§ **Input records**:
-- START --

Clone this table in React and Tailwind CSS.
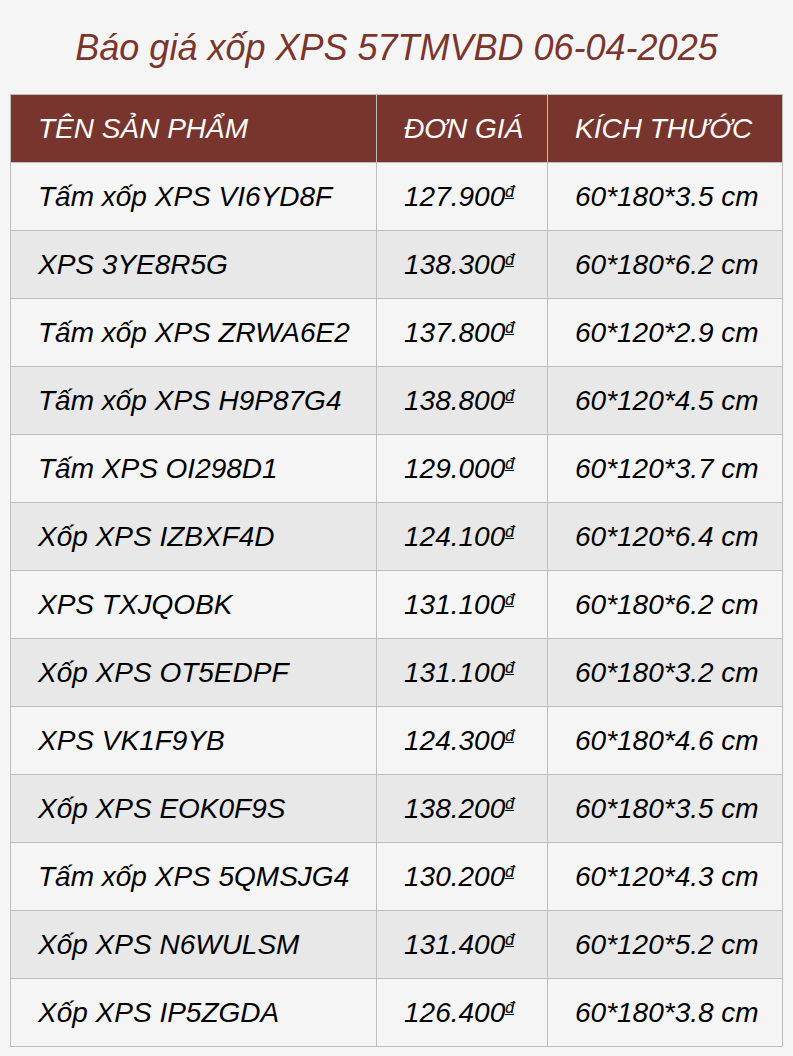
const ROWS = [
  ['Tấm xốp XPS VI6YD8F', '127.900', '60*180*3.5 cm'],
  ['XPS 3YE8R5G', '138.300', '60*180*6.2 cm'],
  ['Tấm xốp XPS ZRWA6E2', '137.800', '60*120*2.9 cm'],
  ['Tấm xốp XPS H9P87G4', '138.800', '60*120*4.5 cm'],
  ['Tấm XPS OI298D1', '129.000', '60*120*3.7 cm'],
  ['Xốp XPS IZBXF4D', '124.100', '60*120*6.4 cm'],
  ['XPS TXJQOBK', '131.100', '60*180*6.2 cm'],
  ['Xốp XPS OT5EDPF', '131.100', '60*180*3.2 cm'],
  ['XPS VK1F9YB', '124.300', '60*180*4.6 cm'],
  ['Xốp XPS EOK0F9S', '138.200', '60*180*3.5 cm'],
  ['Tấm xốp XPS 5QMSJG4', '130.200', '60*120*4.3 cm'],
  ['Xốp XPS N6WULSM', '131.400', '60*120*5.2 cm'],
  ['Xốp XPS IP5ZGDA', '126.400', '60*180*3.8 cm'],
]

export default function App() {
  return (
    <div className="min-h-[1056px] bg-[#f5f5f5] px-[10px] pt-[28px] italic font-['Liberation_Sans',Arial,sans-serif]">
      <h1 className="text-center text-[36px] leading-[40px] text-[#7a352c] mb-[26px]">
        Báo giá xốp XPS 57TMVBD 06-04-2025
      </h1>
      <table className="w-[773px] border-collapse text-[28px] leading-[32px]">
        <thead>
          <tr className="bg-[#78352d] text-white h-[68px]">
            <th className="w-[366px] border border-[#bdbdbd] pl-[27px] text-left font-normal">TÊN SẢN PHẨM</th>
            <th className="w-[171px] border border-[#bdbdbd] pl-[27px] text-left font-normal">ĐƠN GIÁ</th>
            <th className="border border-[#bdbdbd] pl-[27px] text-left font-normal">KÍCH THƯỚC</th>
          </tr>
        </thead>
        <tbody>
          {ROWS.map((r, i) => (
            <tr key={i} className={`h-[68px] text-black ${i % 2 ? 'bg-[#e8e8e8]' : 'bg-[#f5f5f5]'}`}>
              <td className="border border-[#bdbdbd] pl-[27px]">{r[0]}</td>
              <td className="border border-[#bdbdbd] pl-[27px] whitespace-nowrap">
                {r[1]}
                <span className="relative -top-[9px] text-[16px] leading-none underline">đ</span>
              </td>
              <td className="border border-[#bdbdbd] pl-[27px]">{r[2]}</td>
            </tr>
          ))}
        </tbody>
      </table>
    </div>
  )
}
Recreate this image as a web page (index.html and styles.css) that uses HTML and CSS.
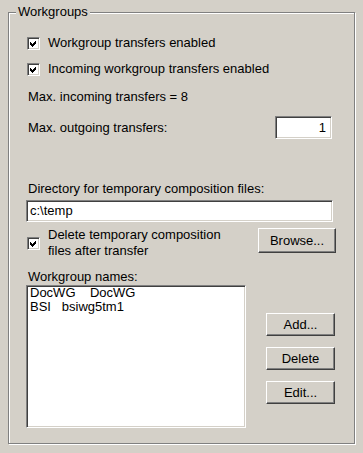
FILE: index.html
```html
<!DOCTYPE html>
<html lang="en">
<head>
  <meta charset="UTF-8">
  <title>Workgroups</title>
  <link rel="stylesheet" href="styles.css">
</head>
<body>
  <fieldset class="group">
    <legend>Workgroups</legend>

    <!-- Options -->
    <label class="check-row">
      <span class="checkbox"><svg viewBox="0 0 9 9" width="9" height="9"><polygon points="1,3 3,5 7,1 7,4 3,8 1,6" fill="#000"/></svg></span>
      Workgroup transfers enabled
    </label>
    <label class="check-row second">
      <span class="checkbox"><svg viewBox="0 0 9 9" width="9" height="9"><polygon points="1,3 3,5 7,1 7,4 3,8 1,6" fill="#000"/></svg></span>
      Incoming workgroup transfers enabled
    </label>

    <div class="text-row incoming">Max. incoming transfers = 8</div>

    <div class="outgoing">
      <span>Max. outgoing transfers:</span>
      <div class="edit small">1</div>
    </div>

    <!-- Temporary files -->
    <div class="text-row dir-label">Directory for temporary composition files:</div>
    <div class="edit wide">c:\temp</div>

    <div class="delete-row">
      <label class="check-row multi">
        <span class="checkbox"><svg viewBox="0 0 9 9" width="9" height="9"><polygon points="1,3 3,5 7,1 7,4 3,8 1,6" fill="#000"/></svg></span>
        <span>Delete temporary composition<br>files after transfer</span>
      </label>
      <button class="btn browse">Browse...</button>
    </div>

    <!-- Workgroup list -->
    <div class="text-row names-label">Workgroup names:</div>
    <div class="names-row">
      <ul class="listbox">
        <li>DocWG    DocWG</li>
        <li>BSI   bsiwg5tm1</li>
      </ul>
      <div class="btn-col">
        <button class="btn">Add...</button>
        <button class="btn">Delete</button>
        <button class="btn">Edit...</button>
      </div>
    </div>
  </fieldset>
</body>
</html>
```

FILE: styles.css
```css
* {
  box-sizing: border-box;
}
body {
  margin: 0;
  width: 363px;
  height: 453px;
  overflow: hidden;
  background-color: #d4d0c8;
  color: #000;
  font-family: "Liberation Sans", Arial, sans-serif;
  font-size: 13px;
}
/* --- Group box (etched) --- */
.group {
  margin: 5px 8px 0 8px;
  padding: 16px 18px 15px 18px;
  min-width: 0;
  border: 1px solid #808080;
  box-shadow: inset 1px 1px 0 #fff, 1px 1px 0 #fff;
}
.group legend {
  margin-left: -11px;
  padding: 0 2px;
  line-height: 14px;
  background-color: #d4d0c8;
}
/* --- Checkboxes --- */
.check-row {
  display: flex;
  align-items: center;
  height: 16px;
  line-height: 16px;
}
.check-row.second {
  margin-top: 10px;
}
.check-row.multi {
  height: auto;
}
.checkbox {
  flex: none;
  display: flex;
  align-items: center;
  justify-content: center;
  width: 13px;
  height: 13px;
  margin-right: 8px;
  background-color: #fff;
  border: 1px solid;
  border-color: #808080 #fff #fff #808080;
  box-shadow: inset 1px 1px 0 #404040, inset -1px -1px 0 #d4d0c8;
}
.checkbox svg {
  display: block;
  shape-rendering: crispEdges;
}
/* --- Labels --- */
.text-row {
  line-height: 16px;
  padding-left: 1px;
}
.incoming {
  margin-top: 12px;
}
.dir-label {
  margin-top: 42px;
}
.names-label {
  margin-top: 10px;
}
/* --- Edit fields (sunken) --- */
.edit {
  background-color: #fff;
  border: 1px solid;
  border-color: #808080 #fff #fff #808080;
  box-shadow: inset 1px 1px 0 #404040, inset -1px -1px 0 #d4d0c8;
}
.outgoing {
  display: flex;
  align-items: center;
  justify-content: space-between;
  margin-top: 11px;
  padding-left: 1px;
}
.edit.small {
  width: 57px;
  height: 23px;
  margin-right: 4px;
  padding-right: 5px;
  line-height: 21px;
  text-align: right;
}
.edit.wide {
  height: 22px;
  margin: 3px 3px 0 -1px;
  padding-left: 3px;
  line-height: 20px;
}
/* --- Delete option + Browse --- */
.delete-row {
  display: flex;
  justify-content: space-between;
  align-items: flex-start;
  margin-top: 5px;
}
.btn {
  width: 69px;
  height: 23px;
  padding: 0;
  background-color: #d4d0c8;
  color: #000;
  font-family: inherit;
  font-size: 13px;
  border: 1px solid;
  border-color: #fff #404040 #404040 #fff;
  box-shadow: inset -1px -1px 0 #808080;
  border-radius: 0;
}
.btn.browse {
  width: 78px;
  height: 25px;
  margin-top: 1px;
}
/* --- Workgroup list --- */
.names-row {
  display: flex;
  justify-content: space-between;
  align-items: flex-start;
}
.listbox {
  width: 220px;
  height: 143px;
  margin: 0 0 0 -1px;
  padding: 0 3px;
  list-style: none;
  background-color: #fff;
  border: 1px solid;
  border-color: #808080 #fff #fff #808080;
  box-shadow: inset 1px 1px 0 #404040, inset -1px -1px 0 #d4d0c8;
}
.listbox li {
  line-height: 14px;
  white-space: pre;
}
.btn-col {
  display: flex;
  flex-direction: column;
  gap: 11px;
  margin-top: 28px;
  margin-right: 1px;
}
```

-- END --

Your task is to copy the entries in full and exactly, without any images.

§ **Exercise output**:
Clone this table in React and Tailwind CSS.
const ROWS = [
  ['Tấm xốp XPS VI6YD8F', '127.900', '60*180*3.5 cm'],
  ['XPS 3YE8R5G', '138.300', '60*180*6.2 cm'],
  ['Tấm xốp XPS ZRWA6E2', '137.800', '60*120*2.9 cm'],
  ['Tấm xốp XPS H9P87G4', '138.800', '60*120*4.5 cm'],
  ['Tấm XPS OI298D1', '129.000', '60*120*3.7 cm'],
  ['Xốp XPS IZBXF4D', '124.100', '60*120*6.4 cm'],
  ['XPS TXJQOBK', '131.100', '60*180*6.2 cm'],
  ['Xốp XPS OT5EDPF', '131.100', '60*180*3.2 cm'],
  ['XPS VK1F9YB', '124.300', '60*180*4.6 cm'],
  ['Xốp XPS EOK0F9S', '138.200', '60*180*3.5 cm'],
  ['Tấm xốp XPS 5QMSJG4', '130.200', '60*120*4.3 cm'],
  ['Xốp XPS N6WULSM', '131.400', '60*120*5.2 cm'],
  ['Xốp XPS IP5ZGDA', '126.400', '60*180*3.8 cm'],
]

export default function App() {
  return (
    <div className="min-h-[1056px] bg-[#f5f5f5] px-[10px] pt-[28px] italic font-['Liberation_Sans',Arial,sans-serif]">
      <h1 className="text-center text-[36px] leading-[40px] text-[#7a352c] mb-[26px]">
        Báo giá xốp XPS 57TMVBD 06-04-2025
      </h1>
      <table className="w-[773px] border-collapse text-[28px] leading-[32px]">
        <thead>
          <tr className="bg-[#78352d] text-white h-[68px]">
            <th className="w-[366px] border border-[#bdbdbd] pl-[27px] text-left font-normal">TÊN SẢN PHẨM</th>
            <th className="w-[171px] border border-[#bdbdbd] pl-[27px] text-left font-normal">ĐƠN GIÁ</th>
            <th className="border border-[#bdbdbd] pl-[27px] text-left font-normal">KÍCH THƯỚC</th>
          </tr>
        </thead>
        <tbody>
          {ROWS.map((r, i) => (
            <tr key={i} className={`h-[68px] text-black ${i % 2 ? 'bg-[#e8e8e8]' : 'bg-[#f5f5f5]'}`}>
              <td className="border border-[#bdbdbd] pl-[27px]">{r[0]}</td>
              <td className="border border-[#bdbdbd] pl-[27px] whitespace-nowrap">
                {r[1]}
                <span className="relative -top-[9px] text-[16px] leading-none underline">đ</span>
              </td>
              <td className="border border-[#bdbdbd] pl-[27px]">{r[2]}</td>
            </tr>
          ))}
        </tbody>
      </table>
    </div>
  )
}
Recreate this image as a web page (index.html and styles.css) that uses HTML and CSS.
FILE: index.html
```html
<!DOCTYPE html>
<html lang="en">
<head>
  <meta charset="UTF-8">
  <title>Workgroups</title>
  <link rel="stylesheet" href="styles.css">
</head>
<body>
  <fieldset class="group">
    <legend>Workgroups</legend>

    <!-- Options -->
    <label class="check-row">
      <span class="checkbox"><svg viewBox="0 0 9 9" width="9" height="9"><polygon points="1,3 3,5 7,1 7,4 3,8 1,6" fill="#000"/></svg></span>
      Workgroup transfers enabled
    </label>
    <label class="check-row second">
      <span class="checkbox"><svg viewBox="0 0 9 9" width="9" height="9"><polygon points="1,3 3,5 7,1 7,4 3,8 1,6" fill="#000"/></svg></span>
      Incoming workgroup transfers enabled
    </label>

    <div class="text-row incoming">Max. incoming transfers = 8</div>

    <div class="outgoing">
      <span>Max. outgoing transfers:</span>
      <div class="edit small">1</div>
    </div>

    <!-- Temporary files -->
    <div class="text-row dir-label">Directory for temporary composition files:</div>
    <div class="edit wide">c:\temp</div>

    <div class="delete-row">
      <label class="check-row multi">
        <span class="checkbox"><svg viewBox="0 0 9 9" width="9" height="9"><polygon points="1,3 3,5 7,1 7,4 3,8 1,6" fill="#000"/></svg></span>
        <span>Delete temporary composition<br>files after transfer</span>
      </label>
      <button class="btn browse">Browse...</button>
    </div>

    <!-- Workgroup list -->
    <div class="text-row names-label">Workgroup names:</div>
    <div class="names-row">
      <ul class="listbox">
        <li>DocWG    DocWG</li>
        <li>BSI   bsiwg5tm1</li>
      </ul>
      <div class="btn-col">
        <button class="btn">Add...</button>
        <button class="btn">Delete</button>
        <button class="btn">Edit...</button>
      </div>
    </div>
  </fieldset>
</body>
</html>
```

FILE: styles.css
```css
* {
  box-sizing: border-box;
}
body {
  margin: 0;
  width: 363px;
  height: 453px;
  overflow: hidden;
  background-color: #d4d0c8;
  color: #000;
  font-family: "Liberation Sans", Arial, sans-serif;
  font-size: 13px;
}
/* --- Group box (etched) --- */
.group {
  margin: 5px 8px 0 8px;
  padding: 16px 18px 15px 18px;
  min-width: 0;
  border: 1px solid #808080;
  box-shadow: inset 1px 1px 0 #fff, 1px 1px 0 #fff;
}
.group legend {
  margin-left: -11px;
  padding: 0 2px;
  line-height: 14px;
  background-color: #d4d0c8;
}
/* --- Checkboxes --- */
.check-row {
  display: flex;
  align-items: center;
  height: 16px;
  line-height: 16px;
}
.check-row.second {
  margin-top: 10px;
}
.check-row.multi {
  height: auto;
}
.checkbox {
  flex: none;
  display: flex;
  align-items: center;
  justify-content: center;
  width: 13px;
  height: 13px;
  margin-right: 8px;
  background-color: #fff;
  border: 1px solid;
  border-color: #808080 #fff #fff #808080;
  box-shadow: inset 1px 1px 0 #404040, inset -1px -1px 0 #d4d0c8;
}
.checkbox svg {
  display: block;
  shape-rendering: crispEdges;
}
/* --- Labels --- */
.text-row {
  line-height: 16px;
  padding-left: 1px;
}
.incoming {
  margin-top: 12px;
}
.dir-label {
  margin-top: 42px;
}
.names-label {
  margin-top: 10px;
}
/* --- Edit fields (sunken) --- */
.edit {
  background-color: #fff;
  border: 1px solid;
  border-color: #808080 #fff #fff #808080;
  box-shadow: inset 1px 1px 0 #404040, inset -1px -1px 0 #d4d0c8;
}
.outgoing {
  display: flex;
  align-items: center;
  justify-content: space-between;
  margin-top: 11px;
  padding-left: 1px;
}
.edit.small {
  width: 57px;
  height: 23px;
  margin-right: 4px;
  padding-right: 5px;
  line-height: 21px;
  text-align: right;
}
.edit.wide {
  height: 22px;
  margin: 3px 3px 0 -1px;
  padding-left: 3px;
  line-height: 20px;
}
/* --- Delete option + Browse --- */
.delete-row {
  display: flex;
  justify-content: space-between;
  align-items: flex-start;
  margin-top: 5px;
}
.btn {
  width: 69px;
  height: 23px;
  padding: 0;
  background-color: #d4d0c8;
  color: #000;
  font-family: inherit;
  font-size: 13px;
  border: 1px solid;
  border-color: #fff #404040 #404040 #fff;
  box-shadow: inset -1px -1px 0 #808080;
  border-radius: 0;
}
.btn.browse {
  width: 78px;
  height: 25px;
  margin-top: 1px;
}
/* --- Workgroup list --- */
.names-row {
  display: flex;
  justify-content: space-between;
  align-items: flex-start;
}
.listbox {
  width: 220px;
  height: 143px;
  margin: 0 0 0 -1px;
  padding: 0 3px;
  list-style: none;
  background-color: #fff;
  border: 1px solid;
  border-color: #808080 #fff #fff #808080;
  box-shadow: inset 1px 1px 0 #404040, inset -1px -1px 0 #d4d0c8;
}
.listbox li {
  line-height: 14px;
  white-space: pre;
}
.btn-col {
  display: flex;
  flex-direction: column;
  gap: 11px;
  margin-top: 28px;
  margin-right: 1px;
}
```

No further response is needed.